Channa Jayasekera, medical student

 

Channa Jayasekera, medical student

Les Todd.

First-year medical student Channa Jayasekera has a morning routine of waking at 7:00, groggily typing in www.bbcnews.com on the laptop by his bed, and scanning the headlines with eyes half open. His routine has not changed since he was a high-school student in Kandy, Sri Lanka, where he grew up and where his father still lives. (Jayasekera moved to the United States in 1999 to attend Cornell University.) But on the morning of December 26, as he was visiting his mother and brother at his brother's home in Vancouver over winter break, Jayasekera was startled awake.

The headlines he read ("Sri Lanka Searches For Survivors," "Eyewitness: Sri Lanka Tsunami," "Sea Surges Kill Thousands") made his heart race, and his hands shook as he picked up the phone to call his father. "He grew up in the city of Galle, a very picturesque, very old town, which was one of the worst affected," Jayasekera says. "It was impossible to get through to him. He finally called us later that night to tell us that some of our relatives--a family of five--were 'unaccounted for.' They had gone to a wildlife reserve by the ocean for the weekend."

Glued to his laptop, Jayasekera forgot about everything else: the neuroscience textbook he was planning to read, the Halo 2 video game he was planning to play. And as the estimates of dead rose by the tens of thousands, he says, "I developed a rather overwhelming desire to do something--something substantial."

But he wasn't sure what. He'd given money to the Canadian Red Cross, yet that somehow seemed too easy, and besides he could only give so much. If he had the funds to do it, he thought, he'd go to Sri Lanka himself. But the ticket cost much more than he could afford, and after all, he wondered, what skills could he offer? What help would he be?

And then an idea came to him. Jayasekera's friend, third-year med student Allison McCoy, is student-leader of a group called "REMEDY at Duke," which collects unused medical supplies and sends them overseas to places in need. "I got a list of the medical supplies appealed for by the Sri Lankan Health Ministry and called Allison to see if we could send some boxes to them," Jayasekera says.

McCoy responded immediately. She gave him access to the warehouse where the boxes are stored and let him repack them according to the list. "It was a huge sorting procedure, in excess of a hundred boxes," Jayasekera recalls. "But we had tremendous support from medical students, mostly first-years."

While his classmates packed up syringes and needles, surgical gloves and catheterization kits, Jayasekera took care of the logistics. He called Sri Lankan Airlines, which agreed to transport the boxes in collaboration with American Airlines, and found a distributor on the ground in Sri Lanka: the National Disaster Relief and Rehabilitation Fund. "They're a very reputable organization," says Jayasekera. "The supplies will be allocated without discrimination in the conflict areas."

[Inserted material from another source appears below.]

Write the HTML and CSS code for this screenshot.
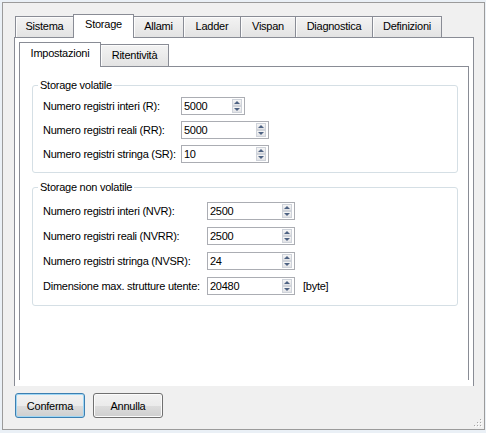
FILE: index.html
```html
<!DOCTYPE html>
<html lang="it">
<head>
<meta charset="utf-8">
<title>Storage</title>
<link rel="stylesheet" href="styles.css">
</head>
<body>
<div class="window">
  <div class="tabctl">
    <div class="tabs outer-tabs">
      <div class="tab w-sistema">Sistema</div>
      <div class="tab w-storage selected">Storage</div>
      <div class="tab w-allami">Allami</div>
      <div class="tab w-ladder">Ladder</div>
      <div class="tab w-vispan">Vispan</div>
      <div class="tab w-diag">Diagnostica</div>
      <div class="tab w-def last">Definizioni</div>
    </div>
    <div class="panel outer-panel">
      <div class="tabs inner-tabs">
        <div class="tab w-imp selected">Impostazioni</div>
        <div class="tab w-rit last">Ritentività</div>
      </div>
      <div class="panel inner-panel">
        <fieldset class="group g-vol">
          <legend>Storage volatile</legend>
          <div class="rows">
            <div class="row">
              <span class="lbl">Numero registri interi (R):</span>
              <div class="spin narrow"><span class="val">5000</span><span class="btns"><span class="sb up"></span><span class="sb dn"></span></span></div>
            </div>
            <div class="row">
              <span class="lbl">Numero registri reali (RR):</span>
              <div class="spin"><span class="val">5000</span><span class="btns"><span class="sb up"></span><span class="sb dn"></span></span></div>
            </div>
            <div class="row">
              <span class="lbl">Numero registri stringa (SR):</span>
              <div class="spin"><span class="val">10</span><span class="btns"><span class="sb up"></span><span class="sb dn"></span></span></div>
            </div>
          </div>
        </fieldset>
        <fieldset class="group g-nvol">
          <legend>Storage non volatile</legend>
          <div class="rows">
            <div class="row">
              <span class="lbl">Numero registri interi (NVR):</span>
              <div class="spin"><span class="val">2500</span><span class="btns"><span class="sb up"></span><span class="sb dn"></span></span></div>
            </div>
            <div class="row">
              <span class="lbl">Numero registri reali (NVRR):</span>
              <div class="spin"><span class="val">2500</span><span class="btns"><span class="sb up"></span><span class="sb dn"></span></span></div>
            </div>
            <div class="row">
              <span class="lbl">Numero registri stringa (NVSR):</span>
              <div class="spin"><span class="val">24</span><span class="btns"><span class="sb up"></span><span class="sb dn"></span></span></div>
            </div>
            <div class="row">
              <span class="lbl">Dimensione max. strutture utente:</span>
              <div class="spin"><span class="val">20480</span><span class="btns"><span class="sb up"></span><span class="sb dn"></span></span></div>
              <span class="unit">[byte]</span>
            </div>
          </div>
        </fieldset>
      </div>
    </div>
  </div>
  <div class="footer">
    <button class="btn default">Conferma</button>
    <button class="btn">Annulla</button>
    <svg class="grip" width="9" height="9" viewBox="0 0 9 9">
      <g fill="#fff">
        <rect x="7" y="1" width="1" height="1"/>
        <rect x="4" y="4" width="1" height="1"/><rect x="7" y="4" width="1" height="1"/>
        <rect x="1" y="7" width="1" height="1"/><rect x="4" y="7" width="1" height="1"/><rect x="7" y="7" width="1" height="1"/>
      </g>
      <g fill="#a6a6a6">
        <rect x="6" y="0" width="1" height="1"/>
        <rect x="3" y="3" width="1" height="1"/><rect x="6" y="3" width="1" height="1"/>
        <rect x="0" y="6" width="1" height="1"/><rect x="3" y="6" width="1" height="1"/><rect x="6" y="6" width="1" height="1"/>
      </g>
    </svg>
  </div>
</div>
</body>
</html>
```
FILE: styles.css
```css
html, body {
  margin: 0;
  padding: 0;
}
body {
  background: #eaf0f6;
  font-family: "Liberation Sans", Arial, sans-serif;
  font-size: 11px;
  color: #000;
  letter-spacing: -0.25px;
}

.window {
  box-sizing: border-box;
  margin: 2px 0 0 2px;
  width: 483px;
  height: 428px;
  border: 1px solid #9b9b9b;
  background: #f0f0f0;
  padding: 11px 0 0 11px;
  display: flex;
  flex-direction: column;
}

.tabctl {
  width: 460px;
}

.tabs {
  display: flex;
  align-items: flex-end;
}
.outer-tabs {
  height: 23px;
  padding-left: 1px;
}
.inner-tabs {
  height: 24px;
}

.tab {
  box-sizing: border-box;
  height: 21px;
  border-left: 1px solid #898c95;
  border-top: 1px solid #898c95;
  background: linear-gradient(#f3f3f3, #e3e3e3);
  box-shadow: inset 1px 1px 0 #fcfcfc;
  text-align: center;
  line-height: 18px;
  white-space: nowrap;
}
.inner-tabs .tab {
  height: 22px;
  line-height: 20px;
}
.tab.last {
  border-right: 1px solid #898c95;
}
.tab.selected {
  position: relative;
  z-index: 1;
  height: 24px;
  margin-bottom: -1px;
  margin-right: -1px;
  border-right: 1px solid #898c95;
  background: #fff;
  box-shadow: none;
  line-height: 19px;
}
.inner-tabs .tab.selected {
  height: 25px;
  line-height: 21px;
}

.w-sistema { width: 58px; }
.w-storage { width: 61px; }
.w-allami { width: 50px; }
.w-ladder { width: 57px; }
.w-vispan { width: 55px; }
.w-diag { width: 77px; }
.w-def { width: 70px; }
.w-imp { width: 82px; }
.w-rit { width: 69px; }

.panel {
  box-sizing: border-box;
  border: 1px solid #898c95;
  border-bottom: none;
  background: #fff;
}
.outer-panel {
  height: 349px;
  padding: 4px 4px 0 4px;
}
.inner-panel {
  width: 450px;
  height: 314px;
  padding: 12px 10px 0 12px;
}

.group {
  margin: 0;
  padding: 0;
  min-width: 0;
  width: 426px;
  box-sizing: border-box;
  border: 1px solid #d5dfe5;
  border-radius: 3px;
}
.group legend {
  margin-left: 5px;
  padding: 0 2px;
  line-height: 13px;
  height: 13px;
}
.rows {
  display: flex;
  flex-direction: column;
  padding-left: 10px;
}
.g-vol .rows {
  gap: 6px;
  padding-top: 5px;
  padding-bottom: 9px;
}
.g-nvol {
  margin-top: 8px;
}
.g-nvol .rows {
  gap: 7px;
  padding-top: 8px;
  padding-bottom: 10px;
}

.row {
  display: flex;
  align-items: center;
  height: 18px;
}
.lbl {
  white-space: nowrap;
}
.g-vol .lbl { width: 138px; }
.g-nvol .lbl { width: 164px; }

.spin {
  box-sizing: border-box;
  width: 88px;
  height: 18px;
  border: 1px solid #abadb3;
  background: #fff;
  display: flex;
  align-items: center;
  padding-left: 2px;
}
.spin.narrow { width: 64px; }
.val { flex: 1; }
.btns {
  display: flex;
  flex-direction: column;
  width: 10px;
  height: 14px;
  margin-right: 2px;
}
.sb {
  box-sizing: border-box;
  height: 7px;
  border: 1px solid #cfd3da;
  background: linear-gradient(#f6f6f6, #e2e3e6);
  display: flex;
  align-items: center;
  justify-content: center;
}
.sb::before {
  content: "";
  width: 0;
  height: 0;
  border-left: 3px solid transparent;
  border-right: 3px solid transparent;
}
.sb.up::before { border-bottom: 3px solid #4e6383; }
.sb.dn::before { border-top: 3px solid #4e6383; }

.unit {
  margin-left: 8px;
}

.footer {
  flex: 1;
  display: flex;
  align-items: flex-start;
  gap: 8px;
  padding-top: 7px;
  padding-left: 1px;
}
.btn {
  box-sizing: border-box;
  width: 70px;
  height: 25px;
  margin: 0;
  padding: 0;
  font: inherit;
  letter-spacing: inherit;
  color: #000;
  border: 1px solid #707070;
  border-radius: 3px;
  background: linear-gradient(#f2f2f2 0%, #ebebeb 50%, #dddddd 50%, #cfcfcf 100%);
  box-shadow: inset 0 0 0 1px #fbfbfb;
}
.btn.default {
  border-color: #3c7fb1;
  box-shadow: inset 0 0 0 1px #9fd6f4;
}
.grip {
  margin-left: auto;
  align-self: flex-end;
  margin-right: 1px;
  margin-bottom: 1px;
}
```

Less than two weeks after the tsunami hit, Jayasekera was driving a cargo van, provided by Duke Medical Center's Multicultural Resource Center, full of supplies to New Jersey, where he met officials of American Airlines.

"It wasn't a huge intervention," he says. "It was just something we did very, very fast. In three days, we had it out of here."

"It was just a gut reaction. I kept seeing scenes of places I had been to so many times that were just devastated. And I guess you could say that I made that connection between the two--between a supplier and people in need."